In capitalism, decision-making and investments are determined by the owners of capital (i.e., wealth, property, and production capacity), whereas prices and the distribution of goods and services are mainly determined by competition in markets.
Fundamental principles of capitalism:
* Business owners control the means of production and hire labor, who are wage earners.
* Private property rights.
* Competitive markets and product/service quality.
* Minimal government intervention in the economy.
Under capitalism, the prices and production of goods and services are determined by the voluntary interactions of individuals and companies in the marketplace. Capitalists argue this free market mechanism leads to the most efficient allocation of resources and quality products. The strongest capitalist economies—USA, Japan, and Germany—offer the most competitive quality products so far.
The present global trend is that nearly all modified economies are free market-driven capitalist economies: China, India, and all successful Southeast Asian nations included. The key is to focus on revenue generation; without it, there is nothing to distribute. Governance must care for the poor, disabled, older, and younger generations (health and education, for example). We agreed it’s more challenging in ethnically, socially, and religiously divided larger nations compared to smaller, homogeneous Nordic nations. Lastly, one must create revenues before redistribution. An empty pocket has nothing to give—the key lesson here! Revenue generation always comes first before you have the ability to share it.

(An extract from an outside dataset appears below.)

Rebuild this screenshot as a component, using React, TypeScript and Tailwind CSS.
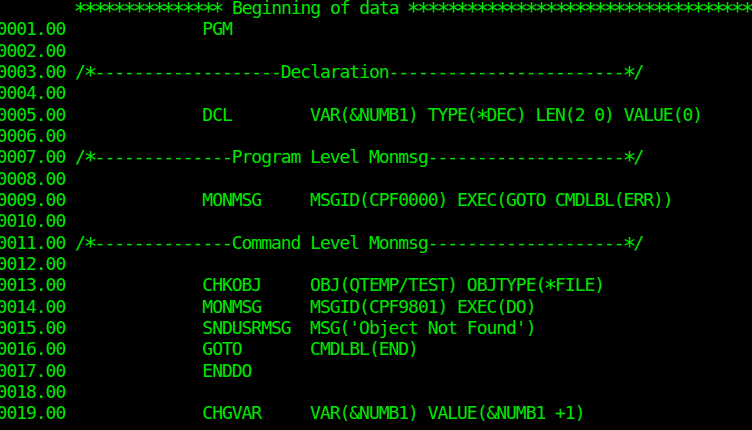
const pad = (s: string, n: number) => s + " ".repeat(Math.max(0, n - s.length));

const cmd = (name: string, params = "") => " ".repeat(13) + pad(name, 11) + params;

const source: string[] = [
  cmd("PGM"),
  "",
  "/*-------------------Declaration------------------------*/",
  "",
  cmd("DCL", "VAR(&NUMB1) TYPE(*DEC) LEN(2 0) VALUE(0)"),
  "",
  "/*--------------Program Level Monmsg--------------------*/",
  "",
  cmd("MONMSG", "MSGID(CPF0000) EXEC(GOTO CMDLBL(ERR))"),
  "",
  "/*--------------Command Level Monmsg--------------------*/",
  "",
  cmd("CHKOBJ", "OBJ(QTEMP/TEST) OBJTYPE(*FILE)"),
  cmd("MONMSG", "MSGID(CPF9801) EXEC(DO)"),
  cmd("SNDUSRMSG", "MSG('Object Not Found')"),
  cmd("GOTO", "CMDLBL(END)"),
  cmd("ENDDO"),
  "",
  cmd("CHGVAR", "VAR(&NUMB1) VALUE(&NUMB1 +1)"),
];

// 5250 asterisks sit mid-height and are a bit bigger than the font's own
const Line = ({ text }: { text: string }) => {
  const parts = text.split("*");
  return (
    <div className="h-[21.33px] whitespace-pre">
      {parts.map((p, i) => (
        <span key={i}>
          {p}
          {i < parts.length - 1 && (
            <span className="inline-block relative top-[3px] scale-125">*</span>
          )}
        </span>
      ))}
    </div>
  );
};

export default function App() {
  const header =
    "        " + "*".repeat(15) + " Beginning of data " + "*".repeat(40);

  return (
    <div className="w-[752px] h-[430px] overflow-hidden bg-black">
      <div
        className="-mt-[3px] -ml-[3.4px] text-[18px] leading-[21.33px] tracking-[-1.04px] text-[#00e600]"
        style={{ fontFamily: '"DejaVu Sans Mono", "Liberation Mono", monospace' }}
      >
        <Line text={header} />
        {source.map((s, i) => (
          <Line
            key={i}
            text={`${String(i + 1).padStart(4, "0")}.00 ${s}`}
          />
        ))}
      </div>
    </div>
  );
}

The interesting interaction and debate ended at the picturesque Lakeshore corner overlooking the waves of Lake Michigan, with a feeling of being on the ocean in North Chicago. Surrounded by beautiful tall buildings designed by the late famous architect Frank Lloyd Wright, the city’s charm was a huge plus. We parted with a note that our conversation was humane, diverse, and interesting, and we were solving global issues with so much fun. What if world leaders could sit down here and come to terms with equality and prosperity, with peace and harmony for all on the planet? This lively thought was the “icing on the cake,” we felt!